Problem description
With the pictures left out, copy the listing below exactly.

Data
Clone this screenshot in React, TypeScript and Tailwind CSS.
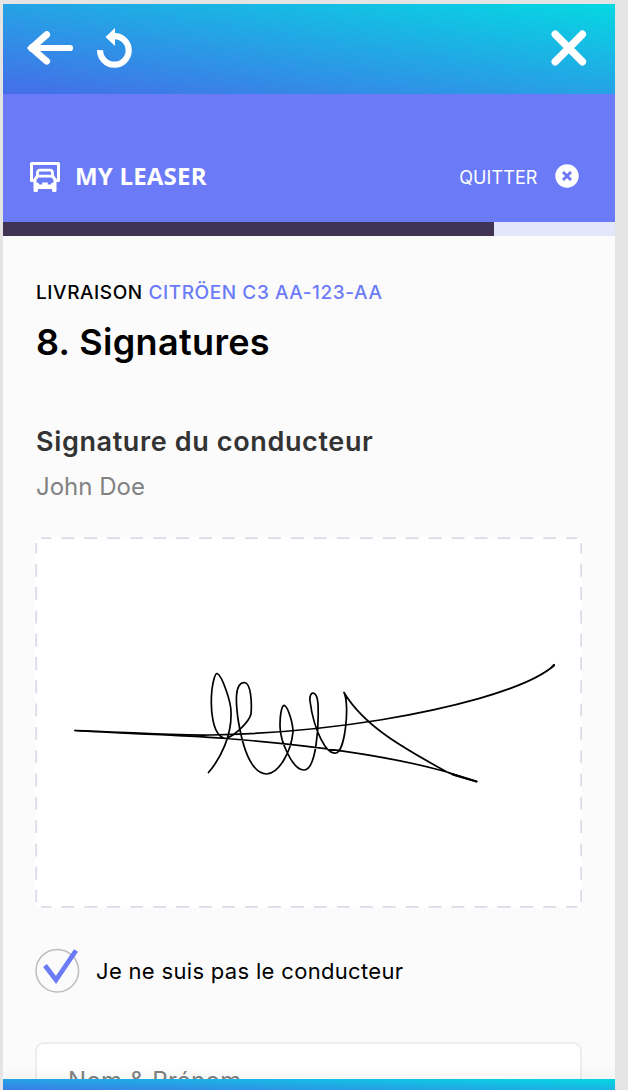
function BackIcon() {
  return (
    <svg width="47" height="34" viewBox="0 0 47 34" fill="none" stroke="#fff" strokeLinecap="round">
      <path d="M5 17H43" strokeWidth="6.2" />
      <path d="M19.7 3.6L4.6 17L19.7 30.2" strokeWidth="6.8" strokeLinejoin="round" />
      <path d="M0 17L4 12.5V21.5Z" fill="#fff" stroke="none" />
    </svg>
  )
}

function UndoIcon() {
  return (
    <svg width="35" height="41" viewBox="0 0 35 41" fill="none">
      <path d="M3.1 22.1A14.3 14.3 0 1 0 17.5 8.1" stroke="#fff" strokeWidth="6.2" />
      <path d="M8.5 9L18 0V18Z" fill="#fff" />
    </svg>
  )
}

function CloseIcon() {
  return (
    <svg width="36" height="36" viewBox="0 0 36 36" fill="none" stroke="#fff" strokeWidth="7.6" strokeLinecap="round">
      <path d="M4.3 4.3L31.3 31.7M31.3 4.3L4.3 31.7" />
    </svg>
  )
}

function TruckIcon() {
  return (
    <svg width="30" height="30" viewBox="0 0 30 30" fill="none">
      <path d="M4.5 18.5H1.5V1.5H28.5V18.5H25.5" stroke="#fff" strokeWidth="3" strokeLinejoin="round" />
      <path d="M7.5 14V10.8Q7.5 8.2 10.1 8.2H19.9Q22.5 8.2 22.5 10.8V14" stroke="#fff" strokeWidth="2.8" />
      <path
        fill="#fff"
        fillRule="evenodd"
        d="M6.5 12.8H23.5L26.5 17V28.5Q26.5 30 25 30H23.5Q22 30 22 28.5V27H8V28.5Q8 30 6.5 30H5Q3.5 30 3.5 28.5V17ZM8.5 15.6L6.5 18V20.6Q9 20.6 9.3 22.6H12.2V20.4H17.8V22.6H20.7Q21 20.6 23.5 20.6V18L21.5 15.6Z"
      />
    </svg>
  )
}

function QuitIcon() {
  return (
    <svg width="24" height="24" viewBox="0 0 24 24" fill="none">
      <circle cx="12" cy="12" r="11.7" fill="#fff" />
      <path d="M8 8L16 16M16 8L8 16" stroke="#6b7bf8" strokeWidth="3" />
    </svg>
  )
}

function SignaturePad() {
  return (
    <svg className="block" width="547" height="371" viewBox="35 537 547 371" fill="none">
      <rect x="35" y="537" width="547" height="371" rx="7" fill="#fff" />
      <g stroke="#d9dbe7" strokeWidth="1.8">
        <path d="M41 538.2H577" strokeDasharray="13 9.95" strokeDashoffset="2.6" />
        <path d="M41 906.9H577" strokeDasharray="13 9.95" strokeDashoffset="2.6" />
        <path d="M36.2 543V902" strokeDasharray="13 10.3" strokeDashoffset="2.5" />
        <path d="M581.2 543V902" strokeDasharray="13 10.3" strokeDashoffset="2.5" />
      </g>
      <g stroke="#000" strokeWidth="1.7" strokeLinecap="round" strokeLinejoin="round">
        <path d="M75 730.5C125 732 165 735.5 210 735C270 734 330 728 380 720C440 710 525 691 554 665.5" />
        <path d="M75 730.5C125 734 170 734 226 738.5C310 745 390 756 447 772L476.5 781.5C461 777 455 776 447 772C403 748 364 726 344 692.5C350 704 345 753 335.5 753C327 755 314 732 310 701C309 690 317 690 318 704C319 728 316 770 304 770C292 770 280 740 280 726C280 713 282 705 284.5 705.5C288 707 293 723 293 732C291 752 279 773.5 266.5 774C250 773 242 744 238 719C236 704 234 682.5 244.5 682.5C251 683 252 703 251 714C249 722 235 735.5 226 738.5C212 737 210 708 212 689C213 682 215 673 217 673.5C222 675 231 702 231 712C232 735 221 758 208.5 772.5" />
        <path d="M453 774.5L476.5 781.5M552 667L554 665" strokeWidth="2.2" />
      </g>
    </svg>
  )
}

function CheckMark() {
  return (
    <svg className="block" width="46" height="46" viewBox="34 947 46 46" fill="none">
      <circle cx="57.3" cy="970.7" r="21.3" stroke="#bdbdbd" strokeWidth="1.5" />
      <path d="M45 965.5L56 980L76 950.5" stroke="#6b7bf8" strokeWidth="4.8" />
    </svg>
  )
}

export default function App() {
  return (
    <div className="h-[1090px] w-[628px] overflow-hidden bg-[#e4e4e4] pt-1 pl-[3px] font-['Inter',sans-serif]">
      <div className="relative flex h-[1086px] w-[612px] flex-col overflow-hidden bg-[#fbfbfb]">
        <header className="flex h-[90px] shrink-0 items-start bg-[linear-gradient(to_top_right,#456de8,#05d8e2)] pl-6">
          <div className="mt-[27px]"><BackIcon /></div>
          <div className="mt-6 ml-[23px]"><UndoIcon /></div>
          <div className="mt-[26px] mr-7 ml-auto"><CloseIcon /></div>
        </header>

        <div className="flex h-32 shrink-0 items-center bg-[#6b7bf8] pt-9 pr-9 pl-[27px] text-white">
          <div className="pt-[2px]"><TruckIcon /></div>
          <span className="ml-[15px] font-['Open_Sans',sans-serif] text-[24px] font-bold tracking-[0.2px]">MY LEASER</span>
          <span className="ml-auto pt-[2px] text-[18px] tracking-[0.1px]">QUITTER</span>
          <div className="ml-[17.5px]"><QuitIcon /></div>
        </div>

        <div className="h-[13.5px] shrink-0 bg-[#e4e6fb]">
          <div className="h-full w-[491px] bg-[#403353]" />
        </div>

        <main className="flex flex-col pl-[33px] whitespace-nowrap">
          <p className="mt-[43.5px] text-[19px] leading-7 font-medium tracking-[0.58px] text-black">
            LIVRAISON <span className="text-[#6b7bf8]">CITRÖEN C3 AA-123-AA</span>
          </p>
          <h1 className="mt-[13px] text-[36px] leading-[44px] font-semibold tracking-[0.35px] text-black">8. Signatures</h1>
          <h2 className="mt-[60px] text-[27px] leading-9 font-semibold tracking-[0.63px] text-[#333]">Signature du conducteur</h2>
          <p className="mt-[11px] text-[24px] leading-8 text-[#828282]">John Doe</p>
          <div className="mt-[34px] -ml-px"><SignaturePad /></div>
          <label className="mt-[39px] -ml-[2px] flex items-center">
            <CheckMark />
            <span className="ml-4 pt-[2px] text-[22px] leading-8 tracking-[0.32px] text-black">Je ne suis pas le conducteur</span>
          </label>
          <div className="mt-[49px] -ml-px h-20 w-[547px] rounded-[9px] border-2 border-[#ededed] bg-white pt-[21px] pl-[31px] text-[24px] leading-8 tracking-[0.3px] text-[#828282]">
            Nom &amp; Prénom
          </div>
        </main>

        <footer className="absolute bottom-0 left-0 h-[11px] w-full bg-[linear-gradient(to_top_right,#456de8,#05d8e2)] bg-[length:100%_16px] shadow-[0_0_18px_rgba(0,0,0,0.08)]" />
      </div>
    </div>
  )
}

Solution to this task
Clone this screenshot in React, TypeScript and Tailwind CSS.
function BackIcon() {
  return (
    <svg width="47" height="34" viewBox="0 0 47 34" fill="none" stroke="#fff" strokeLinecap="round">
      <path d="M5 17H43" strokeWidth="6.2" />
      <path d="M19.7 3.6L4.6 17L19.7 30.2" strokeWidth="6.8" strokeLinejoin="round" />
      <path d="M0 17L4 12.5V21.5Z" fill="#fff" stroke="none" />
    </svg>
  )
}

function UndoIcon() {
  return (
    <svg width="35" height="41" viewBox="0 0 35 41" fill="none">
      <path d="M3.1 22.1A14.3 14.3 0 1 0 17.5 8.1" stroke="#fff" strokeWidth="6.2" />
      <path d="M8.5 9L18 0V18Z" fill="#fff" />
    </svg>
  )
}

function CloseIcon() {
  return (
    <svg width="36" height="36" viewBox="0 0 36 36" fill="none" stroke="#fff" strokeWidth="7.6" strokeLinecap="round">
      <path d="M4.3 4.3L31.3 31.7M31.3 4.3L4.3 31.7" />
    </svg>
  )
}

function TruckIcon() {
  return (
    <svg width="30" height="30" viewBox="0 0 30 30" fill="none">
      <path d="M4.5 18.5H1.5V1.5H28.5V18.5H25.5" stroke="#fff" strokeWidth="3" strokeLinejoin="round" />
      <path d="M7.5 14V10.8Q7.5 8.2 10.1 8.2H19.9Q22.5 8.2 22.5 10.8V14" stroke="#fff" strokeWidth="2.8" />
      <path
        fill="#fff"
        fillRule="evenodd"
        d="M6.5 12.8H23.5L26.5 17V28.5Q26.5 30 25 30H23.5Q22 30 22 28.5V27H8V28.5Q8 30 6.5 30H5Q3.5 30 3.5 28.5V17ZM8.5 15.6L6.5 18V20.6Q9 20.6 9.3 22.6H12.2V20.4H17.8V22.6H20.7Q21 20.6 23.5 20.6V18L21.5 15.6Z"
      />
    </svg>
  )
}

function QuitIcon() {
  return (
    <svg width="24" height="24" viewBox="0 0 24 24" fill="none">
      <circle cx="12" cy="12" r="11.7" fill="#fff" />
      <path d="M8 8L16 16M16 8L8 16" stroke="#6b7bf8" strokeWidth="3" />
    </svg>
  )
}

function SignaturePad() {
  return (
    <svg className="block" width="547" height="371" viewBox="35 537 547 371" fill="none">
      <rect x="35" y="537" width="547" height="371" rx="7" fill="#fff" />
      <g stroke="#d9dbe7" strokeWidth="1.8">
        <path d="M41 538.2H577" strokeDasharray="13 9.95" strokeDashoffset="2.6" />
        <path d="M41 906.9H577" strokeDasharray="13 9.95" strokeDashoffset="2.6" />
        <path d="M36.2 543V902" strokeDasharray="13 10.3" strokeDashoffset="2.5" />
        <path d="M581.2 543V902" strokeDasharray="13 10.3" strokeDashoffset="2.5" />
      </g>
      <g stroke="#000" strokeWidth="1.7" strokeLinecap="round" strokeLinejoin="round">
        <path d="M75 730.5C125 732 165 735.5 210 735C270 734 330 728 380 720C440 710 525 691 554 665.5" />
        <path d="M75 730.5C125 734 170 734 226 738.5C310 745 390 756 447 772L476.5 781.5C461 777 455 776 447 772C403 748 364 726 344 692.5C350 704 345 753 335.5 753C327 755 314 732 310 701C309 690 317 690 318 704C319 728 316 770 304 770C292 770 280 740 280 726C280 713 282 705 284.5 705.5C288 707 293 723 293 732C291 752 279 773.5 266.5 774C250 773 242 744 238 719C236 704 234 682.5 244.5 682.5C251 683 252 703 251 714C249 722 235 735.5 226 738.5C212 737 210 708 212 689C213 682 215 673 217 673.5C222 675 231 702 231 712C232 735 221 758 208.5 772.5" />
        <path d="M453 774.5L476.5 781.5M552 667L554 665" strokeWidth="2.2" />
      </g>
    </svg>
  )
}

function CheckMark() {
  return (
    <svg className="block" width="46" height="46" viewBox="34 947 46 46" fill="none">
      <circle cx="57.3" cy="970.7" r="21.3" stroke="#bdbdbd" strokeWidth="1.5" />
      <path d="M45 965.5L56 980L76 950.5" stroke="#6b7bf8" strokeWidth="4.8" />
    </svg>
  )
}

export default function App() {
  return (
    <div className="h-[1090px] w-[628px] overflow-hidden bg-[#e4e4e4] pt-1 pl-[3px] font-['Inter',sans-serif]">
      <div className="relative flex h-[1086px] w-[612px] flex-col overflow-hidden bg-[#fbfbfb]">
        <header className="flex h-[90px] shrink-0 items-start bg-[linear-gradient(to_top_right,#456de8,#05d8e2)] pl-6">
          <div className="mt-[27px]"><BackIcon /></div>
          <div className="mt-6 ml-[23px]"><UndoIcon /></div>
          <div className="mt-[26px] mr-7 ml-auto"><CloseIcon /></div>
        </header>

        <div className="flex h-32 shrink-0 items-center bg-[#6b7bf8] pt-9 pr-9 pl-[27px] text-white">
          <div className="pt-[2px]"><TruckIcon /></div>
          <span className="ml-[15px] font-['Open_Sans',sans-serif] text-[24px] font-bold tracking-[0.2px]">MY LEASER</span>
          <span className="ml-auto pt-[2px] text-[18px] tracking-[0.1px]">QUITTER</span>
          <div className="ml-[17.5px]"><QuitIcon /></div>
        </div>

        <div className="h-[13.5px] shrink-0 bg-[#e4e6fb]">
          <div className="h-full w-[491px] bg-[#403353]" />
        </div>

        <main className="flex flex-col pl-[33px] whitespace-nowrap">
          <p className="mt-[43.5px] text-[19px] leading-7 font-medium tracking-[0.58px] text-black">
            LIVRAISON <span className="text-[#6b7bf8]">CITRÖEN C3 AA-123-AA</span>
          </p>
          <h1 className="mt-[13px] text-[36px] leading-[44px] font-semibold tracking-[0.35px] text-black">8. Signatures</h1>
          <h2 className="mt-[60px] text-[27px] leading-9 font-semibold tracking-[0.63px] text-[#333]">Signature du conducteur</h2>
          <p className="mt-[11px] text-[24px] leading-8 text-[#828282]">John Doe</p>
          <div className="mt-[34px] -ml-px"><SignaturePad /></div>
          <label className="mt-[39px] -ml-[2px] flex items-center">
            <CheckMark />
            <span className="ml-4 pt-[2px] text-[22px] leading-8 tracking-[0.32px] text-black">Je ne suis pas le conducteur</span>
          </label>
          <div className="mt-[49px] -ml-px h-20 w-[547px] rounded-[9px] border-2 border-[#ededed] bg-white pt-[21px] pl-[31px] text-[24px] leading-8 tracking-[0.3px] text-[#828282]">
            Nom &amp; Prénom
          </div>
        </main>

        <footer className="absolute bottom-0 left-0 h-[11px] w-full bg-[linear-gradient(to_top_right,#456de8,#05d8e2)] bg-[length:100%_16px] shadow-[0_0_18px_rgba(0,0,0,0.08)]" />
      </div>
    </div>
  )
}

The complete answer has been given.